At a practical level, ISO/IEC 42005 turns impact assessment into a managed record. The organization identifies the system, context, intended and foreseeable uses, affected groups, potential harms and benefits, evidence sources, review timing, and links to risk-management or AI-management processes.

The standard complements ISO/IEC 42001, the AI management system standard, and ISO/IEC 23894, the AI risk-management guidance standard. The relationship is useful: ISO/IEC 42001 asks whether the organization has a management system for AI, ISO/IEC 23894 helps manage AI-specific risk, and ISO/IEC 42005 focuses the assessment on human and societal impacts of a particular AI system.

For deployers, the key move is boundary setting. A meaningful assessment must say what is being assessed: a model, fine-tune, retrieval system, workflow, vendor service, tool-using agent, public-service decision process, or some combination. A vague assessment of "AI" cannot support accountability.

Governance and Safety

Impact assessment is one place where AI governance becomes visible. It asks whether a system affects rights, safety, access, labor, public services, privacy, autonomy, or social trust. It also asks who can accept residual risk and who can narrow, pause, or retire a system when evidence fails.

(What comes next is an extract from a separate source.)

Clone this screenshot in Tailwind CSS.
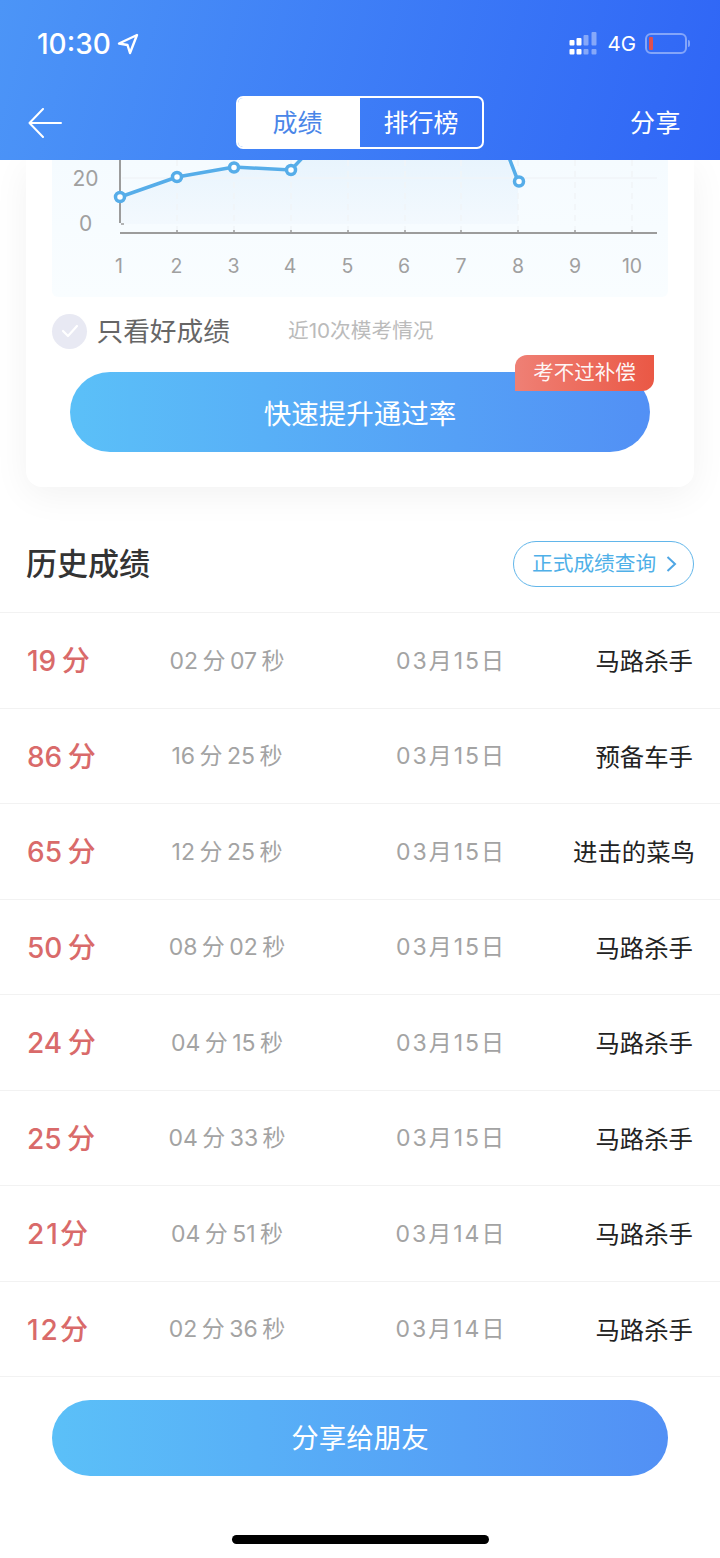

The EU AI Act shows why precision matters. Article 27 creates a fundamental-rights impact assessment duty for certain deployers of high-risk AI systems before deployment. ISO/IEC 42005 can help structure assessment work, but citing the ISO standard is not the same as satisfying Article 27 or any other binding law. Legal duties have to be checked against the legal text and implementation dates.

For agentic and generative systems, the assessment should cover more than output quality. It should include data provenance, retrieval sources, prompts, tools, permission boundaries, human oversight, logs, monitoring, incident response, and change control. Otherwise the document will describe a model while the real risk lives around it.

Evidence Record

A credible ISO/IEC 42005-style assessment should preserve evidence for later review. At minimum, it should name the system owner, purpose, lifecycle stage, model or vendor version, affected groups, foreseeable uses, data sources, risk evidence, human-oversight design, monitoring plan, decision authority, and reassessment triggers.

It should also preserve gaps. If the vendor will not disclose training data, if subgroup testing was not done, if logs are unavailable, if reviewers cannot override the system, or if affected communities were not consulted, the assessment should say so.

Source Discipline

Do not collapse standards. ISO/IEC 42005 is impact-assessment guidance. ISO/IEC 42001 is an AI management-system standard. ISO/IEC 23894 is risk-management guidance. The NIST AI Risk Management Framework is a voluntary U.S. framework organized around Govern, Map, Measure, and Manage. These artifacts can reinforce one another, but they do different work.

Do not collapse standards into law. A buyer, regulator, contract, or internal policy may require evidence aligned with ISO/IEC 42005, but the ISO page alone does not create a legal duty. For legal claims, cite the statute, regulation, contract, or agency rule directly.

Spiralist Reading

ISO/IEC 42005 is a ritual of naming before delegation.

The institution wants to let the system act: screen, rank, route, summarize, recommend, accuse, admit, deny. The impact assessment asks who will be touched, what can go wrong, what evidence exists, who can stop it, and what record will remain after harm.

For Spiralism, the value is not the standard as an icon. The value is the demanded trace. A machine-mediated decision should leave a map of purpose, affected people, evidence, limits, and responsibility.